From the HN guidelines:

Please don't insinuate that someone hasn't read an article. "Did you even read the article? It mentions that" can be shortened to "The article mentions that."

oconnore · on April 24, 2017

The bulk of the article is about how the Go implementation avoids this behavior without just converting to regex.

hkeide · on April 24, 2017

No, the Go standard library implementation is mentioned in a single paragraph. The Go code in the article is written simply as an illustration.

taeric · on April 24, 2017

I took it more as the bulk of the article explaining the differences and problems in algorithms. Just knowing that you can use a non-backtracking regex engine is fine, of course. Knowing how folks got it wrong is pedagogical in its own right.

As an easy additional point to the lesson, it might not be clear to everyone why you have to take care on which regex engine you move to.

thomasahle · on April 24, 2017

Did you just write this now? Are you saying that the above parser is linear time worst case?

oconnore · on April 24, 2017

I wrote it a few months ago. The resulting regex is linear time worst case in thompson or dfa regex engines.

gwu78 · on April 24, 2017

https://github.com/skarnet/execline/raw/master/src/execline/...

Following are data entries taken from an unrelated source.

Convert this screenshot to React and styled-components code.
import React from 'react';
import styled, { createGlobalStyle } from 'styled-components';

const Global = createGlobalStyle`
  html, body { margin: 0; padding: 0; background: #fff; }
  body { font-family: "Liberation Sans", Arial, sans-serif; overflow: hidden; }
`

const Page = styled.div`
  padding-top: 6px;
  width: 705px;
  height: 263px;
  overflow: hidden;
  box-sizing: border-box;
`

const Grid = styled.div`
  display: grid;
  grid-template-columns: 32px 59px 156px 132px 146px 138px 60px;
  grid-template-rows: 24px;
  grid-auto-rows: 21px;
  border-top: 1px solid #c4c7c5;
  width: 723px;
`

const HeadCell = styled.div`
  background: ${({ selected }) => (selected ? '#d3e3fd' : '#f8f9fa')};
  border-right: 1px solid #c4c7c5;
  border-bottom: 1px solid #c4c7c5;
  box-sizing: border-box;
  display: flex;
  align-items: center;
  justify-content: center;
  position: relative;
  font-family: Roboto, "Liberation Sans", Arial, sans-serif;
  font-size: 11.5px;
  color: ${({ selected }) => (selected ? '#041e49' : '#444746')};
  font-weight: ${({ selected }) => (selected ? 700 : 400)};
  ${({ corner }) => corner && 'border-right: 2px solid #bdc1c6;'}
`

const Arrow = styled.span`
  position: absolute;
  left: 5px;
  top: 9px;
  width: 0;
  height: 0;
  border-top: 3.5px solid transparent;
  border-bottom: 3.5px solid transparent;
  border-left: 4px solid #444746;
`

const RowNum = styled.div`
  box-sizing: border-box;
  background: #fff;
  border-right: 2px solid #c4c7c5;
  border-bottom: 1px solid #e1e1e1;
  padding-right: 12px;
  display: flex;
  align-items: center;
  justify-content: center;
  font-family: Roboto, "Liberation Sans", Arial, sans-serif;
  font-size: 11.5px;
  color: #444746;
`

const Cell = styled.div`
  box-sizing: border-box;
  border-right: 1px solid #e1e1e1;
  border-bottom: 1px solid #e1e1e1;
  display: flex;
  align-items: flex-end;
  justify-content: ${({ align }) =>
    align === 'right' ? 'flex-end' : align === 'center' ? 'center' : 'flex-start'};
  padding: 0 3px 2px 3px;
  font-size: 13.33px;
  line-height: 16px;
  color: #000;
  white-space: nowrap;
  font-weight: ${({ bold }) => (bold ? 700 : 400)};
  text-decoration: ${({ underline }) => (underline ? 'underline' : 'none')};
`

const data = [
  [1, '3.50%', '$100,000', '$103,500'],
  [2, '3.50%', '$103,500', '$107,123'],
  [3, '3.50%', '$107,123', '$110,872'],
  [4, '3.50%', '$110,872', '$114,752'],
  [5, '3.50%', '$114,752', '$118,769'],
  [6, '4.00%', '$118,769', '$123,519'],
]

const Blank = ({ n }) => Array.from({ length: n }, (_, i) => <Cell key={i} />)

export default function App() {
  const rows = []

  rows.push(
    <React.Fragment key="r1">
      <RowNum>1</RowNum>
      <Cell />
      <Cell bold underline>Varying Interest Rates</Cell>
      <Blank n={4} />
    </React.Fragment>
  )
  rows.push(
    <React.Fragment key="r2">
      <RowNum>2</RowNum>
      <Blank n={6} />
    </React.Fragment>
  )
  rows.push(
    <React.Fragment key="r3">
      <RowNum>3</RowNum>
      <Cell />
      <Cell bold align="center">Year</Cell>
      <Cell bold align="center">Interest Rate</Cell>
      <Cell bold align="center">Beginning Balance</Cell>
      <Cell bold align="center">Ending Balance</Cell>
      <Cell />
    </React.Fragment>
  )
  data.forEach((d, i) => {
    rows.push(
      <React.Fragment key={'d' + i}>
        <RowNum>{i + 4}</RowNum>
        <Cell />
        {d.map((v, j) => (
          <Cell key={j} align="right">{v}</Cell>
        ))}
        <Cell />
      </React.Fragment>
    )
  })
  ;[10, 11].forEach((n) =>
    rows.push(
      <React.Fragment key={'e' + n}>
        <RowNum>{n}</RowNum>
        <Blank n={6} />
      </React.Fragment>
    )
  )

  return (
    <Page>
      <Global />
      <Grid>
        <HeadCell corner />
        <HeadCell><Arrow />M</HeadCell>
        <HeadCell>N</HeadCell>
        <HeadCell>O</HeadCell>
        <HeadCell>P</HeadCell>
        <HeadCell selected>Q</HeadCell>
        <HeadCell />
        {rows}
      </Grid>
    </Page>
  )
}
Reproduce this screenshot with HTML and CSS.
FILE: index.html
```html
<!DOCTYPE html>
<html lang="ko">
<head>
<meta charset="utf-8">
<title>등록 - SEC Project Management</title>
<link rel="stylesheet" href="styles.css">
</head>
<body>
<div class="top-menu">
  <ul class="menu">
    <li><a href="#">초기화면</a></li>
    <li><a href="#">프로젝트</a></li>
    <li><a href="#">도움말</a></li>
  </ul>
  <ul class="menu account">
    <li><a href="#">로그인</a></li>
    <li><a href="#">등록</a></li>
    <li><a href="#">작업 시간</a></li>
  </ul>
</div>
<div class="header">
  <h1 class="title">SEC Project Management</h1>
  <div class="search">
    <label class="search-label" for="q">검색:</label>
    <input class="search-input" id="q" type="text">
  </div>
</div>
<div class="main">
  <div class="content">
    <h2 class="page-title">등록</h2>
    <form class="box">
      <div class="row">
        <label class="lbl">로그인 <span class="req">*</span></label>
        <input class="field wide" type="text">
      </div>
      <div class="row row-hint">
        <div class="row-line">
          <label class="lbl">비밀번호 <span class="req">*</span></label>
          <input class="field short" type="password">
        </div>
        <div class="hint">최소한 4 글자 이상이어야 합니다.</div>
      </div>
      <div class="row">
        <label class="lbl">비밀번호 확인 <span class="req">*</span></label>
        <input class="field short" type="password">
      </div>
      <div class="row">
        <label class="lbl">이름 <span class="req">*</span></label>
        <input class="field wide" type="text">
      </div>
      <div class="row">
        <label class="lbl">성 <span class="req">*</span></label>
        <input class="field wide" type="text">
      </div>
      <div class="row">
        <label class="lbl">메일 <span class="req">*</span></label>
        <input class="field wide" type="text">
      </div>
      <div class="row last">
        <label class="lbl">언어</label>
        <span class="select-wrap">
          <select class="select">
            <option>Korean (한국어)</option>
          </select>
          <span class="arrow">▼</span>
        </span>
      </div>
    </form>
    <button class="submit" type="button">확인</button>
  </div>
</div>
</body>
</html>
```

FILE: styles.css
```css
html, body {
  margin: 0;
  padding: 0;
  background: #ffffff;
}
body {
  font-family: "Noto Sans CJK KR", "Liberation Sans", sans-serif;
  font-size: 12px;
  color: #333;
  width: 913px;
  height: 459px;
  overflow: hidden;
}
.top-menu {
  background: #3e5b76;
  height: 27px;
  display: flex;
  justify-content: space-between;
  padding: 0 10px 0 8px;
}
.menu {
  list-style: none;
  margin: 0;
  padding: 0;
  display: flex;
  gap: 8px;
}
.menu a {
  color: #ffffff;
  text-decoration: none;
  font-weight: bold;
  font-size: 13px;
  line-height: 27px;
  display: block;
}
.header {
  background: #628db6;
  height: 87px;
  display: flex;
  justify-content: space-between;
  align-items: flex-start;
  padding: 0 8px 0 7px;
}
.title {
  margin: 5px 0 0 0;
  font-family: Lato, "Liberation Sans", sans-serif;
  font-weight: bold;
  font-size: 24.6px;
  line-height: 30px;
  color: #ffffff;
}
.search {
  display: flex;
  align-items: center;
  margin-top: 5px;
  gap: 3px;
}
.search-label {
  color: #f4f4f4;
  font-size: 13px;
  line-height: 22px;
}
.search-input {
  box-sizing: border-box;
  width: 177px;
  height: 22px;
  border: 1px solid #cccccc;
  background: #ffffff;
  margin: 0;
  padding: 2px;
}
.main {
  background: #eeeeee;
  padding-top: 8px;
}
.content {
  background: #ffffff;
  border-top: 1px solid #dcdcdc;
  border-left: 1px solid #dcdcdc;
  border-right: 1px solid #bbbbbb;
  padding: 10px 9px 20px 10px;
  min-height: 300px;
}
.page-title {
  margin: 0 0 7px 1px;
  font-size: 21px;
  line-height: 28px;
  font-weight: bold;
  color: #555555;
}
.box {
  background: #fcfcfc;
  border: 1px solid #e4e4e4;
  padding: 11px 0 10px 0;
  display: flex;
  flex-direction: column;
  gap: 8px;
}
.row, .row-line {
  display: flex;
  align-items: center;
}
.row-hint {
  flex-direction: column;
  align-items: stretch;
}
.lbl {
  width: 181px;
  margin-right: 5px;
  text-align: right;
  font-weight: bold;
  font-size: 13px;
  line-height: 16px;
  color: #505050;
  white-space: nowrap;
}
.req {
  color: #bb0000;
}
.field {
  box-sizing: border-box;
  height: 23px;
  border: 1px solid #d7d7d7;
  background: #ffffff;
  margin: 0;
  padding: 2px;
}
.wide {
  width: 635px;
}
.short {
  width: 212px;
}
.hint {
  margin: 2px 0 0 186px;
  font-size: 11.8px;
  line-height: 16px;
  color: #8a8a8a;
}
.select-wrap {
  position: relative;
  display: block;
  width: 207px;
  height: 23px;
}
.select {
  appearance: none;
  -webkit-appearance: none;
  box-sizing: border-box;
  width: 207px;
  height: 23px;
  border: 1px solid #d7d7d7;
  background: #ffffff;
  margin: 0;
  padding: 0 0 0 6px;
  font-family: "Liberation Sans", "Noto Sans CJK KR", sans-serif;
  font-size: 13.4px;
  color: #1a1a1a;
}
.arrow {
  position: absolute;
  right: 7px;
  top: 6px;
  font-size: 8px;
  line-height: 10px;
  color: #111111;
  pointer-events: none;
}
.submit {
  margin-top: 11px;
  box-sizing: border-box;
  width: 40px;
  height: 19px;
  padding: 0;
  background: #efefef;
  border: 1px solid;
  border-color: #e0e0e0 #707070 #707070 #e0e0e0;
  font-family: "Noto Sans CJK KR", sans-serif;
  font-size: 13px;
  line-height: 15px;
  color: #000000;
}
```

https://github.com/skarnet/execline/raw/master/src/libexecli...

Simple.

http://www.in-ulm.de/~mascheck/various/argmax/

   execlineb -c 'elglob a /*/*/*/* ls $a'

(statically-linked execlineb)

If I am not mistken, ARG_MAX will be the limit.

Straightforward.

JdeBP · on April 24, 2017

That's a wrapper around the C library's glob() function, which is what the headlined article was looking at. What point are you trying to make?